Figures released by the Office for National Statistics showed people are working longer as the average age at which they leave the labour market rose from 63.8 years to 64.6 years for men and from 61.2 years to 62.3 years for women between 2004 and 2010.

Paula Bee, chief officer at Age UK Wakefield, welcomed the number of work opportunities for older people but said the figures were indicative of the financial difficulties facing them.

“The fact people are entitled to work longer is an extremely good thing,“ she said. “But the fact that people are needing to work longer reflects what has happened to pension funds and to people’s expectations in their older years.

“The opportunity to work enables older people to retain their independence and health in their later years and they welcome to opportunity to generate an income.

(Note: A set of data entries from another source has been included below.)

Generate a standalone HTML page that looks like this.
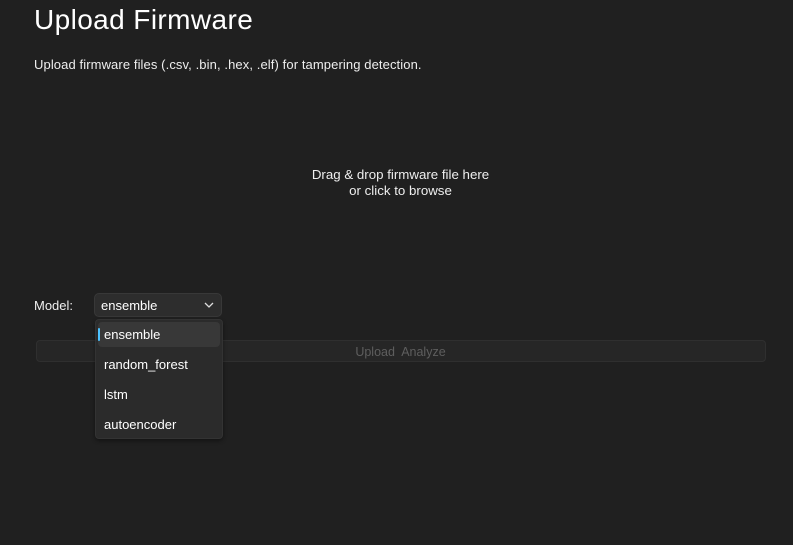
<!DOCTYPE html>
<html><head><style>
body{margin:0;width:793px;height:545px;background:#202020;font-family:"Liberation Sans",sans-serif;color:#fff;position:relative;overflow:hidden}
.a{position:absolute;white-space:nowrap}
</style></head><body>
<div class="a" style="left:34px;top:4px;font-size:28px;letter-spacing:0.4px">Upload Firmware</div>
<div class="a" style="left:34px;top:57px;font-size:13px;letter-spacing:0.1px;color:#eee">Upload firmware files (.csv, .bin, .hex, .elf) for tampering detection.</div>
<div class="a" style="left:0;width:801px;top:167px;font-size:13.3px;text-align:center;line-height:16px;color:#eee">Drag &amp; drop firmware file here<br>or click to browse</div>
<div class="a" style="left:34px;top:298px;font-size:13px;color:#eee">Model:</div>
<div class="a" style="left:94px;top:293px;width:128px;height:24px;background:#2d2d2d;border-radius:5px;box-sizing:border-box;border:1px solid #383838"></div>
<div class="a" style="left:101px;top:298px;font-size:13px">ensemble</div>
<svg class="a" style="left:203px;top:300px" width="12" height="10"><path d="M2 3 L6 7 L10 3" stroke="#ddd" stroke-width="1.3" fill="none"/></svg>
<div class="a" style="left:36px;top:340px;width:730px;height:22px;box-sizing:border-box;border:1px solid #2f2f2f;background:#262626;border-radius:4px"></div>
<div class="a" style="left:0;width:801px;text-align:center;top:345px;font-size:12.5px;color:#5e5e5e">Upload&nbsp; Analyze</div>
<div class="a" style="left:95px;top:319px;width:128px;height:120px;background:#2b2b2b;border:1px solid #333;box-sizing:border-box;border-radius:4px;box-shadow:0 2px 4px rgba(0,0,0,.4)"></div>
<div class="a" style="left:98px;top:322px;width:122px;height:25px;background:#383838;border-radius:4px"></div>
<div class="a" style="left:98px;top:328px;width:2px;height:13px;background:#4cc2ff;border-radius:1px"></div>
<div class="a" style="left:104px;top:327px;font-size:13px">ensemble</div>
<div class="a" style="left:104px;top:357px;font-size:13px">random_forest</div>
<div class="a" style="left:104px;top:387px;font-size:13px">lstm</div>
<div class="a" style="left:104px;top:417px;font-size:13px">autoencoder</div>
</body></html>
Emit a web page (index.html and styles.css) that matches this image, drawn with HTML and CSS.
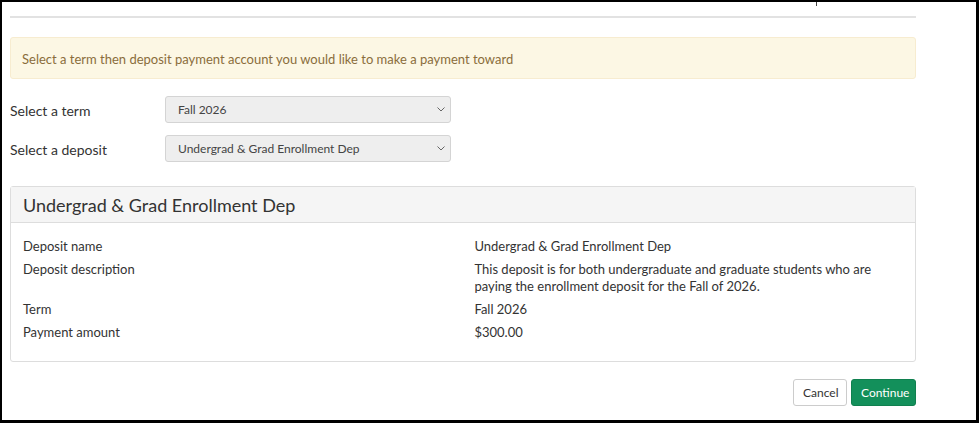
FILE: index.html
```html
<!DOCTYPE html>
<html>
<head>
<meta charset="utf-8">
<link rel="stylesheet" href="styles.css">
</head>
<body>
<div class="frame">
  <div class="page">
    <div class="top">
      <span class="tick"></span>
    </div>
    <hr class="rule">
    <div class="alert">Select a term then deposit payment account you would like to make a payment toward</div>
    <div class="form">
      <div class="field">
        <label class="label">Select a term</label>
        <div class="select"><span>Fall 2026</span><svg class="chev" width="8" height="5" viewBox="0 0 8 5"><path d="M0.5 0.5 L4 4 L7.5 0.5" fill="none" stroke="#666" stroke-width="1"/></svg></div>
      </div>
      <div class="field">
        <label class="label">Select a deposit</label>
        <div class="select"><span>Undergrad &amp; Grad Enrollment Dep</span><svg class="chev" width="8" height="5" viewBox="0 0 8 5"><path d="M0.5 0.5 L4 4 L7.5 0.5" fill="none" stroke="#666" stroke-width="1"/></svg></div>
      </div>
    </div>
    <div class="panel">
      <div class="panel-head">Undergrad &amp; Grad Enrollment Dep</div>
      <div class="panel-body">
        <div class="row"><div class="k">Deposit name</div><div class="v">Undergrad &amp; Grad Enrollment Dep</div></div>
        <div class="row"><div class="k">Deposit description</div><div class="v">This deposit is for both undergraduate and graduate students who are paying the enrollment deposit for the Fall of 2026.</div></div>
        <div class="row"><div class="k">Term</div><div class="v">Fall 2026</div></div>
        <div class="row"><div class="k">Payment amount</div><div class="v">$300.00</div></div>
      </div>
    </div>
    <div class="actions">
      <button class="btn btn-default">Cancel</button>
      <button class="btn btn-primary">Continue</button>
    </div>
  </div>
</div>
</body>
</html>
```

FILE: styles.css
```css
* { box-sizing: border-box; }
html, body { margin: 0; padding: 0; background: #fff; }
body { font-family: "Lato", "Open Sans", sans-serif; color: #333; font-size: 13px; }
.frame {
  width: 979px; height: 423px;
  border-style: solid; border-color: #000;
  border-width: 2px 3px 3px 2px;
  overflow: hidden;
}
.page { width: 914px; padding-left: 8px; }
.top { height: 14px; position: relative; }
.tick { position: absolute; left: 806px; top: 0; width: 1px; height: 4px; background: #444; }
.rule { margin: 0; border: 0; border-top: 2px solid #e2e2e2; }
.alert {
  margin-top: 19px;
  height: 42px;
  background: #fcf7e4;
  border: 1px solid #f7ecd0;
  border-radius: 3px;
  color: #8a6d3b;
  padding: 1px 11px 0;
  display: flex; align-items: center;
  font-size: 13px;
}
.form { margin-top: 17px; display: flex; flex-direction: column; gap: 12px; }
.field { display: flex; align-items: center; }
.label { width: 155px; font-size: 14px; color: #333; padding-top: 1px; }
.select {
  width: 286px; height: 27px;
  background: #eee; border: 1px solid #d4d4d4; border-radius: 3px;
  display: flex; align-items: center; justify-content: space-between;
  padding: 0 5px 0 12px; font-size: 12px; color: #444;
}
.chev { display: block; }
.panel {
  margin-top: 24px;
  border: 1px solid #ddd; border-radius: 3px;
  height: 176px;
}
.panel-head {
  background: #f5f5f5; border-bottom: 1px solid #ddd;
  height: 36px; padding: 0 12px;
  display: flex; align-items: center;
  font-size: 18px; color: #333;
}
.panel-body { padding: 15px 12px 0; display: flex; flex-direction: column; gap: 6px; }
.row { display: flex; line-height: 17px; font-size: 13px; }
.k { width: 453px; }
.v { width: 430px; }
.actions { margin-top: 17px; display: flex; justify-content: flex-end; gap: 4px; }
.btn {
  height: 27px; border-radius: 3px; font-family: inherit; font-size: 12px; padding: 0 9px;
}
.btn-default { background: #fff; border: 1px solid #ccc; color: #333; width: 54px; }
.btn-primary { background: #13905b; border: 1px solid #10804f; color: #fff; width: 65px; }
```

“But it is also indicative of the fact that they are feeling the pinch and are not feeling confident in their pension arrangements.”

She added: “If older people are working longer, they are making a valuable contribution to society. But I would say people are having to work longer rather than doing it out of choice.”

The Office for National Statistics figures showed increasing the state pension age would cut the demand on working people.

There were 3.2 people of working age supporting each person of state pension age and over in 2010; without any changes to the state pension age, this ratio would drop to two by 2051 – piling pressure on the working population.

Under current legislation the state pension age has already started to increase for women and will rise to 68 for both sexes by 2046, meaning 2.9 people of working age will support each person of state pension age by 2051.

Before the Autumn Statement last year, the age was expected to rise to 67 between 2034 and 2036, and then 68 between 2044 and 2046, but in November Chancellor George Osborne announced plans to introduce a state pension age of 67 earlier than expected. He said this rise would start eight years earlier – in April 2026 – meaning eight million people aged under 52 will have to work longer

The Government said the latest announcement was the result of rising life expectancy, and the rising cost of state pensions.

The increases were a “commitment of fairness to those who have worked hard all their lives”, he added.

Elsewhere, the Office for National Statistics found there are inequalities in life expectancy between social classes in the UK.

The latest estimates for England and Wales show a gap of more than three years in life expectancy at age 65 between the highest and lowest classes in statistical classification.

In the UK, life expectancy from the state pension age is highest in England and lowest in Scotland.

The study also looked at how healthy men and women were likely to be from the state pension age onwards. In 2008, UK men at age 65 had 9.9 years of healthy life expectancy out of a total of 17.6 years of remaining life expectancy. Women at age 65 had 11.5 years healthy life expectancy out of 20.2 years of life expectancy.